Revisiting Jack Kuhndt

Date posted: 19 December 2019

It’s been 11 months since we last spoke with horticulture trainee, Jack Kuhndt, and his time at Adelaide Botanic Garden is coming to an end. So, we invited him to set his tools down and tell us about his experience.

Jack started the Aboriginal School Based Trainee Programme, which is supported by Santos, 18 months ago. The programme is an opportunity for Aboriginal students to earn a Certificate II in Horticulture while still completing high school, providing hands on experiences in a real workplace.

Horticultural Supervisor and supervisor of the trainee programme, Cliff Sawtell, said, “The programme is about giving trainees an opportunity to come into a workplace and understand what is required; the commitment to turn up on time, undertake work and communicate within a work environment”.

Cliff noted that students coming from a school environment, some as young as 14, are effectively learning the responsibility of being employed.

“That’s probably the chief outcome, that personal development”, he said.

For Jack, it’s been the opportunity to work with people that he’s enjoyed the most.

“I’ve learnt a lot from everyone around here. It’s been very eye-opening. Everyone has been really supportive and helpful. I just have to ask and they help me straight away”.

Whilst admitting that the early starts have been a challenge, Jack said the programme has created more structure for him, helping him to fall into a productive daily routine.

“I wasn’t even getting up that early for school! But you have to be more committed to this. In fact it’s nothing like school. It’s more hands on and I’m more of a hands on person”.

“I wouldn’t have expected the traineeship to be this good. I’d never really been to Adelaide Botanic Garden, so it has been pretty amazing to come here. It’s been a really good experience”.

“I would definitely recommend the programme to others. Before I started this, I really didn’t know what I was going to be doing with my life but since I’ve started, I’ve loved it. It’s what I want to do for the rest of my life,” Jack said.

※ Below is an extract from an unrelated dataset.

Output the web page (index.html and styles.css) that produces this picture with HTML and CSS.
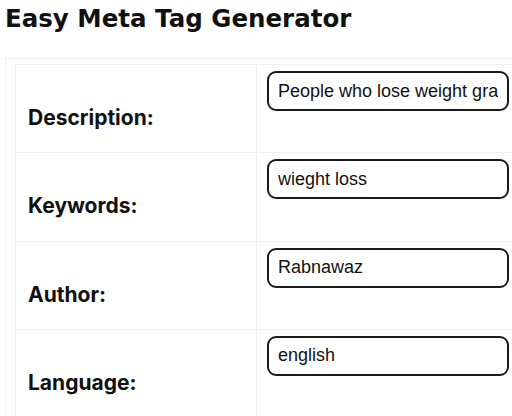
FILE: index.html
```html
<!DOCTYPE html>
<html lang="en">
<head>
<meta charset="utf-8">
<title>Easy Meta Tag Generator</title>
<link rel="stylesheet" href="styles.css">
</head>
<body>
<div class="page">
  <h1 class="title">Easy Meta Tag Generator</h1>
  <div class="panel">
    <table class="form-table">
      <tr>
        <td class="label-cell"><label class="label" for="desc">Description:</label></td>
        <td class="input-cell"><input class="field" id="desc" type="text" value="People who lose weight gradually and steadily"></td>
      </tr>
      <tr>
        <td class="label-cell"><label class="label" for="kw">Keywords:</label></td>
        <td class="input-cell"><input class="field" id="kw" type="text" value="wieght loss"></td>
      </tr>
      <tr>
        <td class="label-cell"><label class="label" for="author">Author:</label></td>
        <td class="input-cell"><input class="field" id="author" type="text" value="Rabnawaz"></td>
      </tr>
      <tr>
        <td class="label-cell"><label class="label" for="lang">Language:</label></td>
        <td class="input-cell"><input class="field" id="lang" type="text" value="english"></td>
      </tr>
    </table>
  </div>
</div>
</body>
</html>
```
FILE: styles.css
```css
html, body {
  margin: 0;
  padding: 0;
  background: #ffffff;
  overflow: hidden;
}

.page {
  padding: 4px 0 0 5px;
  width: 560px;
  font-family: Inter, "Noto Sans", sans-serif;
  color: #111111;
}

.title {
  margin: 0 0 25px 0;
  font-family: "DejaVu Sans", Verdana, sans-serif;
  font-size: 24.5px;
  font-weight: 700;
  line-height: 29px;
  letter-spacing: 0;
  color: #111111;
}

.panel {
  border: 1px solid #f0f0f0;
  padding: 5px 10px 0 9px;
  width: 505px;
}

.form-table {
  border-collapse: collapse;
  width: 505px;
}

.form-table td {
  border: 1px solid #f0f0f0;
  height: 88.3px;
  box-sizing: border-box;
  padding: 0;
  vertical-align: top;
}

.label-cell {
  width: 241px;
  padding: 41px 12px 0 12px !important;
}

.label {
  display: block;
  font-size: 21px;
  font-weight: 700;
  line-height: 24px;
  color: #111111;
}

.input-cell {
  padding: 6px 10px 0 10px !important;
}

.field {
  display: block;
  box-sizing: border-box;
  width: 242px;
  height: 40px;
  margin: 0;
  padding: 0 9px;
  border: 2px solid #1a1a1a;
  border-radius: 9px;
  font-family: "Liberation Sans", Arial, sans-serif;
  font-size: 18px;
  color: #111111;
  background: #ffffff;
  outline: none;
}
```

Cliff Sawtell is an advocate of the programme not just because of the opportunities it provides for the trainees but for the positive impact it has on the horticulture team at the Adelaide Botanic Garden.

“We really appreciate the trainees because they bring a new dynamic to the workplace. They help build that workplace culture,” said Cliff.

“It’s amazing how much the staff love the programme. It’s really quite important” he said.

Jack is enthusiastic about pursuing a Certificate III in Horticulture as a full-time Adelaide Botanic Garden Trainee, particularly because both his father and uncle have a horticulture background.

“My dad’s been very proud that I’m following in his footsteps. He’s been loving it and so has my uncle. They’re very proud”.

In closing, we asked Jack about his favourite part of the Adelaide Botanic Garden but he couldn’t decide.

“I love it all. I just love it… so it’ll be pretty sad when I have to leave,” he said.

The Aboriginal School Based Trainee Programme, made possible through our partnership with Santos, is part of the Botanic Gardens and State Herbarium’s commitment to lifelong learning and engagement. Many trainees use the program as a stepping-stone to further education and training.